Objective>
Check each line of the material. Copy those containing "page".

Data section>
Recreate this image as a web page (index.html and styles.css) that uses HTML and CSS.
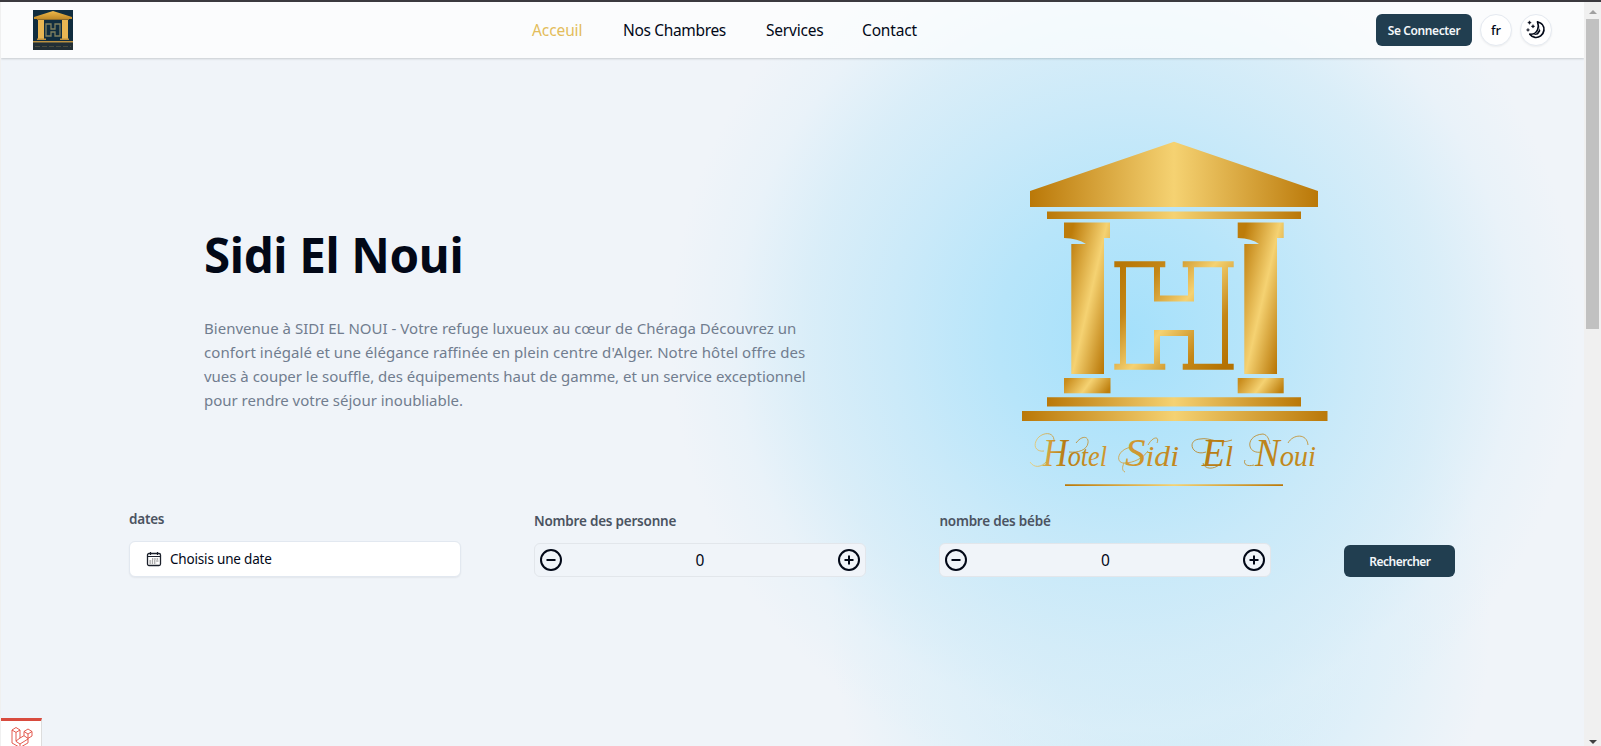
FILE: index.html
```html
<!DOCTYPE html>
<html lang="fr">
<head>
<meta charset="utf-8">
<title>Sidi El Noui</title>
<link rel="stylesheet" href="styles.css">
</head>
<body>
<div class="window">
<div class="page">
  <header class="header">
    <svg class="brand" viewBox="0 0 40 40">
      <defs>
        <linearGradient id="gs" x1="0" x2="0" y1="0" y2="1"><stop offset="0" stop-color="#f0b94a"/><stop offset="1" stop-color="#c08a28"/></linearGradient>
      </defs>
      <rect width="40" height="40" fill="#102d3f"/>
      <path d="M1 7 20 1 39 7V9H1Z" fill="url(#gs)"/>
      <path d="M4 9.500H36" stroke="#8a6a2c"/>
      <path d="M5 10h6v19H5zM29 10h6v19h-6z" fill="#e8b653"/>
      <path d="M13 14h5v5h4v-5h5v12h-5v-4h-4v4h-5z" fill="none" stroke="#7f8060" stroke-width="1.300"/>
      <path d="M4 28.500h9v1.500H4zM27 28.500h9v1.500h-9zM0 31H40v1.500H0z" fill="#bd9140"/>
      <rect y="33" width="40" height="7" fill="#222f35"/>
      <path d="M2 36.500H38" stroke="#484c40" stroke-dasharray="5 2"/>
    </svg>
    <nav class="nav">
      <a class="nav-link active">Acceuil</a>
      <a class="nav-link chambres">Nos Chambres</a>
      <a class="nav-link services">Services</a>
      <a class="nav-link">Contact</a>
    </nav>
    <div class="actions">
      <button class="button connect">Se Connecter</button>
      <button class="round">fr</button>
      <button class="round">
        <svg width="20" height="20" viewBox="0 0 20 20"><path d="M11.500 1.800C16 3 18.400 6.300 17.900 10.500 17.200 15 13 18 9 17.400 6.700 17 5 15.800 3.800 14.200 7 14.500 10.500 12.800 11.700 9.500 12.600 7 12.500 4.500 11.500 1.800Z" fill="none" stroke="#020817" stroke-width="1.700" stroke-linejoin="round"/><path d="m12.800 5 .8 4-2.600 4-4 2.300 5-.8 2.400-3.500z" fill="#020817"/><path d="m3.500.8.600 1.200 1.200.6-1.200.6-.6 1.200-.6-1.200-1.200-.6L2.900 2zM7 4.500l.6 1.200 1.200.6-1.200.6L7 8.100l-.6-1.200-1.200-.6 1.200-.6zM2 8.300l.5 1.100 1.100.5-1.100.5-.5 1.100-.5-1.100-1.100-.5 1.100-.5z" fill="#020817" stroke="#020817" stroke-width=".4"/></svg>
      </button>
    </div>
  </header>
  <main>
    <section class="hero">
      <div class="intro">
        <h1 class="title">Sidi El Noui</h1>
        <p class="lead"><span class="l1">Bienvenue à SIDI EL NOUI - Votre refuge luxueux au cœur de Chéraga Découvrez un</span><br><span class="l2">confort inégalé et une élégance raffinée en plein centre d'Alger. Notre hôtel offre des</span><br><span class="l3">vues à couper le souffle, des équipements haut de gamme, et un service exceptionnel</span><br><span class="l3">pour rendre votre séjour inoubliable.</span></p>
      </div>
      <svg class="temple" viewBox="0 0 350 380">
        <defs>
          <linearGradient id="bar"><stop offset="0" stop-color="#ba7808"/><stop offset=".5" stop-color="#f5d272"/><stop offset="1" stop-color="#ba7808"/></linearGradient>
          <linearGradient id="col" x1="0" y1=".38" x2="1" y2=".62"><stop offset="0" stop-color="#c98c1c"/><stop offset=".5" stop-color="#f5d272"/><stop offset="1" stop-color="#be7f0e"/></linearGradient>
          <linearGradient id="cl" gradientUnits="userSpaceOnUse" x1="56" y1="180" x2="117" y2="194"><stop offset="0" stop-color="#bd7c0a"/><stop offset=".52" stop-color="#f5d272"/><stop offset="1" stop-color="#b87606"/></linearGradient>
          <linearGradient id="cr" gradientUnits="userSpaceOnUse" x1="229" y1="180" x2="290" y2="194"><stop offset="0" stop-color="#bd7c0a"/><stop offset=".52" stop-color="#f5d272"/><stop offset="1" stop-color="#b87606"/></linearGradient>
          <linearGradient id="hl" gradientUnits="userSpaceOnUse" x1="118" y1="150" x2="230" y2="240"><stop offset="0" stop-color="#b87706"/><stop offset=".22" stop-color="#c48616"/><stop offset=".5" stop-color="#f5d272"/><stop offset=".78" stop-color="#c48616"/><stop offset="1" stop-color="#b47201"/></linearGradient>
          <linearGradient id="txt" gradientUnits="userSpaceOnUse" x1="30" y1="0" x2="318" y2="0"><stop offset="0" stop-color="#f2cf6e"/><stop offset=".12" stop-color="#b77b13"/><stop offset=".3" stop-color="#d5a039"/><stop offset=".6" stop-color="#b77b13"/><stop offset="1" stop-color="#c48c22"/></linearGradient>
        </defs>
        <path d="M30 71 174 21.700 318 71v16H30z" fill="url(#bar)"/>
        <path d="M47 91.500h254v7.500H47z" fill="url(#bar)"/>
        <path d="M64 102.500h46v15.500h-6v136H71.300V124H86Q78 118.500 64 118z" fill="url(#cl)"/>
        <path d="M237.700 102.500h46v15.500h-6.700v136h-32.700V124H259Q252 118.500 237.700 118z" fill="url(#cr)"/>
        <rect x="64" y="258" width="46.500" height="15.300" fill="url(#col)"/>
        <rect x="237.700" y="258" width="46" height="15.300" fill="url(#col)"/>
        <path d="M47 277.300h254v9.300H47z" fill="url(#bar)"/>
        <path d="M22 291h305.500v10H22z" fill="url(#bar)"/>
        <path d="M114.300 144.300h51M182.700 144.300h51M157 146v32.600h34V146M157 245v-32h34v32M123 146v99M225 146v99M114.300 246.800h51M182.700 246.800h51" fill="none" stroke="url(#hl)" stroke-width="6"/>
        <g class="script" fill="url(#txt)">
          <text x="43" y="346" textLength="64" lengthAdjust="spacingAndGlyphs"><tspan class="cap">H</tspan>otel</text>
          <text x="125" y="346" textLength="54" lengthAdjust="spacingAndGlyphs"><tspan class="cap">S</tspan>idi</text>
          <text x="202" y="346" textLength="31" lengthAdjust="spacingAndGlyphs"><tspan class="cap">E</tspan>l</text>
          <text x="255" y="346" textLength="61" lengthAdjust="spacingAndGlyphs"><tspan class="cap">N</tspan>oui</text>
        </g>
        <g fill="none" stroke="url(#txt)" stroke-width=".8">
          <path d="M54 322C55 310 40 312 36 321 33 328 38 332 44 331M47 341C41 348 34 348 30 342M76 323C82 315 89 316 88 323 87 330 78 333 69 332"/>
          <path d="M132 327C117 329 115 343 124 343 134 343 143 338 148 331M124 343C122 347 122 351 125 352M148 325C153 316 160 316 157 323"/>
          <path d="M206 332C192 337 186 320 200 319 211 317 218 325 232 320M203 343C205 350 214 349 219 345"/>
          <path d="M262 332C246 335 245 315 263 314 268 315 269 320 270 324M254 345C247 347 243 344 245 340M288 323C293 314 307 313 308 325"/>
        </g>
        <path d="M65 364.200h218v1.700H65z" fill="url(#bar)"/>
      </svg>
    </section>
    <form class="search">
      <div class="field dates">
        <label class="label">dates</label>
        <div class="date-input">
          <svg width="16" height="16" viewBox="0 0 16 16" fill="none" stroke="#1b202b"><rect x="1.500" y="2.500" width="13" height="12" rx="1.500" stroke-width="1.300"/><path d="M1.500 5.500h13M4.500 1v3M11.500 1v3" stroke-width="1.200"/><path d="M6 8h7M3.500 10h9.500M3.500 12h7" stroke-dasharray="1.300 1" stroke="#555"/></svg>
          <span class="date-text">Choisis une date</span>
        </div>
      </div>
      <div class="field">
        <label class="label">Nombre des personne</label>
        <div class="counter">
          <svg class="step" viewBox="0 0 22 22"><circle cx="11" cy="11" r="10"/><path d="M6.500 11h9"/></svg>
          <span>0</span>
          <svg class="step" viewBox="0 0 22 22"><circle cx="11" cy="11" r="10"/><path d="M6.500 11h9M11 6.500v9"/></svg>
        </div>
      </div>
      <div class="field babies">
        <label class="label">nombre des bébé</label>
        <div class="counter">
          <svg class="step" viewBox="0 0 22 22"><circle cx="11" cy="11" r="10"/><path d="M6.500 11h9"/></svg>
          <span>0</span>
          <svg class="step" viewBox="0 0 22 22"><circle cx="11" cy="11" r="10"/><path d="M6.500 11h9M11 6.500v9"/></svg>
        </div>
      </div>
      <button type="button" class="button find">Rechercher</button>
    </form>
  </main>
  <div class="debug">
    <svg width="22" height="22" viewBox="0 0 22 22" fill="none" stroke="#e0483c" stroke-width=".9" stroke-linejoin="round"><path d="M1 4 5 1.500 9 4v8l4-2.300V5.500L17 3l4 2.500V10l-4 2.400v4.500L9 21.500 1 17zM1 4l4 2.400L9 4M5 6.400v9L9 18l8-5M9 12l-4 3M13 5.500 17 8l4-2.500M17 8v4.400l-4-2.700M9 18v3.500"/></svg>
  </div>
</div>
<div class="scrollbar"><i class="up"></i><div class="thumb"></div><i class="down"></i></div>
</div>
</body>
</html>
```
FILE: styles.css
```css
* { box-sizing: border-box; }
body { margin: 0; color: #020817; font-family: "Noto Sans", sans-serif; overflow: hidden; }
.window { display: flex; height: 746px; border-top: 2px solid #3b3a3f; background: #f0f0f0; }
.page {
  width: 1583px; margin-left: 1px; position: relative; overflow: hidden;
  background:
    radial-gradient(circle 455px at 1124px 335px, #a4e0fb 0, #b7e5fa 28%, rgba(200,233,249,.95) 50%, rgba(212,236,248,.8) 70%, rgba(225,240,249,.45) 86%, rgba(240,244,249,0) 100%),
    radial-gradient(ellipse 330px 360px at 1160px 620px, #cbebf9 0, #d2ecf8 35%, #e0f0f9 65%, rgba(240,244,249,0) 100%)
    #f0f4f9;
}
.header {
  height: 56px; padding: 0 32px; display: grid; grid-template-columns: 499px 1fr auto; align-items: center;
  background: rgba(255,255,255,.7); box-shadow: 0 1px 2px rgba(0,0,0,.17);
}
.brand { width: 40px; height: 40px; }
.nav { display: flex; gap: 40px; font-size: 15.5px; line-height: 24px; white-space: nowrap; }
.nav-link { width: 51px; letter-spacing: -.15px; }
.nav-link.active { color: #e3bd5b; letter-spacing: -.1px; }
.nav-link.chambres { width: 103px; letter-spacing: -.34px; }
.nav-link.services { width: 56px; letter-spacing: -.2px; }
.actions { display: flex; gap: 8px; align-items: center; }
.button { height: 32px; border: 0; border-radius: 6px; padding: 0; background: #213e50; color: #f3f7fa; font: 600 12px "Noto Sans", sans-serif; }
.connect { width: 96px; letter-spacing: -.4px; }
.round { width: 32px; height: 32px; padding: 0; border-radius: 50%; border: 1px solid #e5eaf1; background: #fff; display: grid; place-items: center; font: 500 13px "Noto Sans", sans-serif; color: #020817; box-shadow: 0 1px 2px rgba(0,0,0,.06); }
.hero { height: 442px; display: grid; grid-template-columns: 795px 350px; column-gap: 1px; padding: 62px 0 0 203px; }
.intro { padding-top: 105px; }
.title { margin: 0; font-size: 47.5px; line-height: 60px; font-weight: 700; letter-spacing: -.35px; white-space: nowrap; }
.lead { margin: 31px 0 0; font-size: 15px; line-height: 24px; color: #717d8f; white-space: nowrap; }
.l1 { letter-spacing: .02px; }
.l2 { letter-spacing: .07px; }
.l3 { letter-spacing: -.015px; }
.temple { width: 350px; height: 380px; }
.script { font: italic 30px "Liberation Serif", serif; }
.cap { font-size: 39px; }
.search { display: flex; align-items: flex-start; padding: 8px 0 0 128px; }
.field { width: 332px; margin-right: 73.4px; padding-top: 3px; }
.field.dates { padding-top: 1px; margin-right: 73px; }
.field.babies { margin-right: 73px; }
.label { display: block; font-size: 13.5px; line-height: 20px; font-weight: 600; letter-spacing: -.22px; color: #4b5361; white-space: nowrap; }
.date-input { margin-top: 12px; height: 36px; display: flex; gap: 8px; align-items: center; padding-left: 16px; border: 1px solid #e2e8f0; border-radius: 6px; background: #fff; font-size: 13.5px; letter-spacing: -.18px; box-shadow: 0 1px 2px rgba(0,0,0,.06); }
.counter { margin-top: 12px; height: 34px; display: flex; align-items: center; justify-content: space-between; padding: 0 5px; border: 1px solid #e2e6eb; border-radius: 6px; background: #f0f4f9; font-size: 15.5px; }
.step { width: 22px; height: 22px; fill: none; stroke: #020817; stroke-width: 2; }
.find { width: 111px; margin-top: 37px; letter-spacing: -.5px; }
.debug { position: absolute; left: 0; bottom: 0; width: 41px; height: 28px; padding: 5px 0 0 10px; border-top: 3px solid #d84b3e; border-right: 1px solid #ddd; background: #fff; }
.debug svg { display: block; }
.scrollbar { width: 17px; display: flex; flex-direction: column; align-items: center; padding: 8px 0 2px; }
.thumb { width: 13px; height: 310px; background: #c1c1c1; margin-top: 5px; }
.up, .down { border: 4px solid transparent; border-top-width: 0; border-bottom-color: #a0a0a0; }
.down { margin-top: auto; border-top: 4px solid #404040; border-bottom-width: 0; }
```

---

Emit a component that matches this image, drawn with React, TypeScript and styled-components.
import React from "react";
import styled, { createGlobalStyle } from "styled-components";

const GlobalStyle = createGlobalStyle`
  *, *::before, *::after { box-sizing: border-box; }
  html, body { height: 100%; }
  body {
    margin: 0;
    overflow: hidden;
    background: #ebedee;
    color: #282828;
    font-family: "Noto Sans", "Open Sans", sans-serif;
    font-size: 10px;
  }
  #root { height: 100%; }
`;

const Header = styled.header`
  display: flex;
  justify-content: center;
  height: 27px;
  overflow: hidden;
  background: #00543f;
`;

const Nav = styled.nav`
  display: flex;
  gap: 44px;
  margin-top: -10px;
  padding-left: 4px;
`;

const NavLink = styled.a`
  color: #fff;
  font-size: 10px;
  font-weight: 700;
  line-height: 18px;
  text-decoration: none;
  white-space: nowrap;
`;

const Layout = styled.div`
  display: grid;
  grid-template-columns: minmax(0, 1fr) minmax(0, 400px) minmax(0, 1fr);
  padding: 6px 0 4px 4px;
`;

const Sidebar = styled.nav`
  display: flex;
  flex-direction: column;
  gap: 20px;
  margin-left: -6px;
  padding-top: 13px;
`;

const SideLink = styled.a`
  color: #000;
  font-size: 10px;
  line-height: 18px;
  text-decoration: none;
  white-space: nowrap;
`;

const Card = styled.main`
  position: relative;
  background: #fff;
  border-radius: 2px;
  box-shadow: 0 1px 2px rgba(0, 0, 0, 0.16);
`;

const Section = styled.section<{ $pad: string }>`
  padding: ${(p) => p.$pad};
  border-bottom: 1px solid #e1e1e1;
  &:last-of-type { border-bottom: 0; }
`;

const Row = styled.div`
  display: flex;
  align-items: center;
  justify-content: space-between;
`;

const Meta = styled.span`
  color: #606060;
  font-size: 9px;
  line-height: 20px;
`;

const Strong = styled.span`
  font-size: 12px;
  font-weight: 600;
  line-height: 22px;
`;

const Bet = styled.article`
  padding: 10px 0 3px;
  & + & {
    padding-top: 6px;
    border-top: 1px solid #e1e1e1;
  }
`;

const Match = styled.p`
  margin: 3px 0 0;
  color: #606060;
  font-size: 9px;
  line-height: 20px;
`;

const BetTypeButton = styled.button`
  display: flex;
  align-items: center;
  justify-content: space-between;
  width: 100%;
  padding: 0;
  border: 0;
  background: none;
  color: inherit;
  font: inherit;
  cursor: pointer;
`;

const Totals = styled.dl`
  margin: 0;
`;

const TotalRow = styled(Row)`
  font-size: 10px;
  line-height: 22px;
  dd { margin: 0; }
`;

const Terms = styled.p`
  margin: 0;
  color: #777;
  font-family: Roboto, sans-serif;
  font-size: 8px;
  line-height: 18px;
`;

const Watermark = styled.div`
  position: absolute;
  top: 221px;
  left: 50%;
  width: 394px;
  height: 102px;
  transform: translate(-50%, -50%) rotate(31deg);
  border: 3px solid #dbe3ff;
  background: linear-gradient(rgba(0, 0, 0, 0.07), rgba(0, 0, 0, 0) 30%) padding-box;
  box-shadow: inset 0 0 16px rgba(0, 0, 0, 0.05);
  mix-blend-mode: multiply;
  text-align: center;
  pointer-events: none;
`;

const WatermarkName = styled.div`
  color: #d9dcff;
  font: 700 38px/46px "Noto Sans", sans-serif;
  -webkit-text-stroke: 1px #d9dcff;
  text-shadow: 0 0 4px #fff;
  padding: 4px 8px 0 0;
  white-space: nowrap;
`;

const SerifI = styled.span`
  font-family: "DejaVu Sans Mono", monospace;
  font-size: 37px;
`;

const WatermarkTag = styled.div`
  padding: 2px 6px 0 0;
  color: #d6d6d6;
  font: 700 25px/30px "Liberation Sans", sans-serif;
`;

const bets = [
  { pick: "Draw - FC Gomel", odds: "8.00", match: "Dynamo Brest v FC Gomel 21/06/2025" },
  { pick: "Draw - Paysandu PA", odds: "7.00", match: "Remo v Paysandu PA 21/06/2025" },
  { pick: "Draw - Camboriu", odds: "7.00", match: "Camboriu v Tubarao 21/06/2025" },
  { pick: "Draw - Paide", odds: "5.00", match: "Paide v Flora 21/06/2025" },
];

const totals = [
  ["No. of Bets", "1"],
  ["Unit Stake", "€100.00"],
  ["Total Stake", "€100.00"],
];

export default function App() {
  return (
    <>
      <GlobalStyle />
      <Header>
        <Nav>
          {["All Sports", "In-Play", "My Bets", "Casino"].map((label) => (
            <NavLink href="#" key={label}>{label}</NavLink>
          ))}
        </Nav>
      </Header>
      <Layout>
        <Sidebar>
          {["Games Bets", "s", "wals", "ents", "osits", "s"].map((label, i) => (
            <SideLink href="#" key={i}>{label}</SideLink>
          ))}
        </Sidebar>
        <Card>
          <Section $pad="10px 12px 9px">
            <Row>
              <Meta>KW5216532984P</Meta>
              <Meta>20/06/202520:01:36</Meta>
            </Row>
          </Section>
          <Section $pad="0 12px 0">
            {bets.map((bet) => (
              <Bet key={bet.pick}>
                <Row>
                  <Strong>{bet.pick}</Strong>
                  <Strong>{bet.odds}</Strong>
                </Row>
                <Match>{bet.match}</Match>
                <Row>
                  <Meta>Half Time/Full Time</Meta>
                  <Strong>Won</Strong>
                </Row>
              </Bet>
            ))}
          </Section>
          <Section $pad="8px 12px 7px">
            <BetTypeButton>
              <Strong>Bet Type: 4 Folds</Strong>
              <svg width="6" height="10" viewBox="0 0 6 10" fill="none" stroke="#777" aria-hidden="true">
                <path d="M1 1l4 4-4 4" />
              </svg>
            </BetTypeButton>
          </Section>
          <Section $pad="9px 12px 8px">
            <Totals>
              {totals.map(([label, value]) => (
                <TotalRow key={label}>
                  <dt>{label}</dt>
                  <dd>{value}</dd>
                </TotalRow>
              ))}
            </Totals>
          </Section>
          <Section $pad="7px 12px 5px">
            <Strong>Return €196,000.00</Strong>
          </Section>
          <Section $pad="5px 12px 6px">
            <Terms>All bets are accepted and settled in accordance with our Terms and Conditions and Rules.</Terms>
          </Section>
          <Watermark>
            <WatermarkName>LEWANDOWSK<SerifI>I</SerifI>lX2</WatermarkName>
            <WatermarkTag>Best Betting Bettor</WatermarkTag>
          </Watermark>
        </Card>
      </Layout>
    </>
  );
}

Exercise answer>
Recreate this image as a web page (index.html and styles.css) that uses HTML and CSS.
<div class="page">
.page {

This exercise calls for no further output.